The world’s first multi-country randomised clinical trial to test the efficacy, safety and economic impact of shortened multidrug-resistant tuberculosis (MDR-TB) treatment regimens has proved what Bangladesh has shown before.

Nurul Islam Hasibfrom Guadalajara in Mexicobdnews24.com
Published : 13 Oct 2017, 04:02 PM
Updated : 13 Oct 2017, 05:14 PM

The much-awaited result of the Standardised Treatment Regimen of Anti-TB Drugs for Patients with MDR-TB or STREAM trial was released on Thursday at the ongoing 48th Union’s world conference on lung health at Guadalajara.

It showed that the nine-month regimen is “very close to the effectiveness” of the 20-24 month regimen recommended by the WHO in 2011.

However, Bangladesh has already started that nine-month regimen to treat this dangerous form of tuberculosis after the country’s own research received World Health Organisation’s (WHO) approval.

Bangladesh showed that using a combination of available drugs in different doses can reduce the treatment course to nine months. This study was again conducted in nine French-speaking African countries which showed similar results.

But the UN agency when it recommended in favour of shortening the regimen last year under some conditions had said that this recommendation is based on “very low certainty in the evidence”.

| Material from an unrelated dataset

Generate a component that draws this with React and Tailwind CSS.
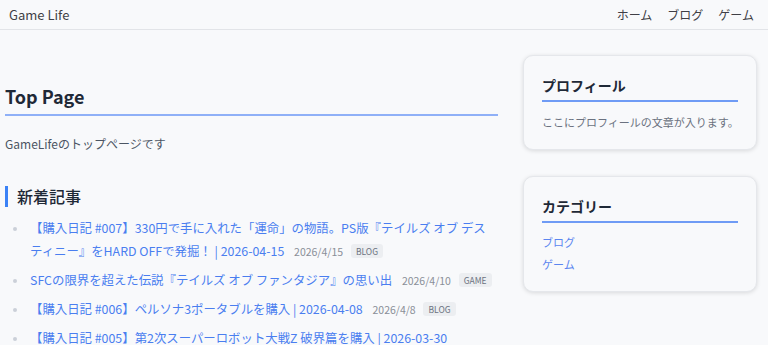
const posts = [
  {
    title: "【購入日記 #007】330円で手に入れた「運命」の物語。PS版『テイルズ オブ デスティニー』をHARD OFFで発掘！ | 2026-04-15",
    date: "2026/4/15",
    tag: "BLOG",
  },
  {
    title: "SFCの限界を超えた伝説『テイルズ オブ ファンタジア』の思い出",
    date: "2026/4/10",
    tag: "GAME",
  },
  {
    title: "【購入日記 #006】ペルソナ3ポータブルを購入 | 2026-04-08",
    date: "2026/4/8",
    tag: "BLOG",
  },
  {
    title: "【購入日記 #005】第2次スーパーロボット大戦Z 破界篇を購入 | 2026-03-30",
    date: "2026/3/30",
    tag: "BLOG",
  },
];

function Header() {
  return (
    <header className="h-[30px] flex items-center justify-between pl-[9px] pr-[14px] border-b border-[#e2e4e8] bg-[#f8f9fb]">
      <a className="text-[13px] text-[#3f3f46]">Game Life</a>
      <nav className="flex gap-[15px] text-[12px] text-[#3f3f46]">
        <a>ホーム</a>
        <a>ブログ</a>
        <a>ゲーム</a>
      </nav>
    </header>
  );
}

function Card({ title, children }) {
  return (
    <div className="bg-[#f8f9fb] border border-[#e5e7eb] rounded-[10px] shadow-[0_1px_4px_rgba(0,0,0,0.13)] px-[18px] pt-[19px] pb-[18px]">
      <h2 className="text-[14px] leading-[20px] font-bold text-[#1f2937] pb-[5px] border-b-2 border-[#6f9bf5]">
        {title}
      </h2>
      {children}
    </div>
  );
}

export default function App() {
  return (
    <div
      className="min-h-screen bg-[#f8f9fb]"
      style={{ fontFamily: '"Noto Sans CJK JP", "Noto Sans", sans-serif' }}
    >
      <Header />
      <div className="flex pl-[5px] pr-[11px] pt-[25px] gap-[25px]">
        <main className="w-[493px] shrink-0">
          <h1 className="mt-[28px] text-[18px] leading-[27px] font-bold text-[#1f2937] pb-[4px] border-b-2 border-[#8fb0f7]">
            Top Page
          </h1>
          <p className="mt-[18px] text-[12px] leading-[20px] text-[#4b5563]">
            GameLifeのトップページです
          </p>

          <h2 className="mt-[32px] border-l-[3px] border-[#3b82f6] pl-[9px] text-[16px] leading-[21px] font-medium text-[#1f2937]">
            新着記事
          </h2>
          <ul className="mt-[10px] flex flex-col gap-[6px]">
            {posts.map((p) => (
              <li key={p.title} className="flex text-[12.4px] leading-[23px]">
                <span className="w-[25px] shrink-0 h-[23px] flex items-center pl-[8px]">
                  <span className="w-[4px] h-[4px] rounded-full bg-[#cbd0d8]"></span>
                </span>
                <div className="min-w-0">
                  <a className="text-[#4a7ef0]">{p.title}</a>{" "}
                  <span className="ml-[7px] text-[10.5px] text-[#8a8f98]">{p.date}</span>{" "}
                  <span className="ml-[5px] inline-block px-[5px] leading-[14px] rounded-[3px] bg-[#eceef1] text-[8.5px] text-[#6b7280] align-[1px]">
                    {p.tag}
                  </span>
                </div>
              </li>
            ))}
          </ul>
        </main>

        <aside className="w-[234px] shrink-0 flex flex-col gap-[26px]">
          <Card title="プロフィール">
            <p className="mt-[12px] text-[11px] leading-[17px] text-[#6b7280] whitespace-nowrap">
              ここにプロフィールの文章が入ります。
            </p>
          </Card>
          <Card title="カテゴリー">
            <ul className="mt-[11px] flex flex-col gap-[5px] text-[11px] leading-[17px] text-[#5b86f0]">
              <li>ブログ</li>
              <li>ゲーム</li>
            </ul>
          </Card>
        </aside>
      </div>
    </div>
  );
}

That prompted The Union, which is the authority of lung diseases, to help carry out a clinical trial in seven sites in Vietnam, Mongolia, South Africa, and Ethiopia.

Now the new results show nine-month and 20-month regimens are very close in terms of efficacy.

ID Rusen, Union lead for the STREAM trial, said the nine-month regimen “did as well or even better than we expected given the rigorous standards of the clinical trial”.

Dr Paula Fujiwara, Scientific Director of The Union, said they are “pleased with the performance of the nine-month regimen in the STREAM trial".

“We believe that this regimen has been shown to be feasible to implement in the field and should continue to result in good treatment outcomes for patients.”

“We believe that the results support the current WHO recommendation to change to a shortened regimen for many patients, and that close monitoring remains an important feature of the regimen,” she said.

In terms of the economic burden of MDR-TB, health economics analysis conducted by the Liverpool School of Tropical Medicine show the nine-month regimen reduced the cost to the health system for each patient by at least a third.

It has a reduction in pill burden by approximately two-thirds compared with the 20-24 month regimen.

The Union said follow-up of this Stage 1 of the trial is ongoing, and full results will be published next year, which will include data from the final follow-up visits.

“These additional data are unlikely to materially change the results,” it said.

TB is one of the oldest diseases to infect humans and now ranks alongside HIV/AIDS as the top infectious killer worldwide. The WHO says MDR-TB comprises three percent of new TB cases globally.

It is defined as forms of TB that are resistant to at least the two first-line antibiotics - isoniazid and rifampicin. The WHO considers it a ‘public health crisis’ that affected an estimated 480,000 people in 2015.

Bangladesh estimates the MDR-TB rate 6 per 100,000 people. The government distributes all TB drugs free as part of a national programme.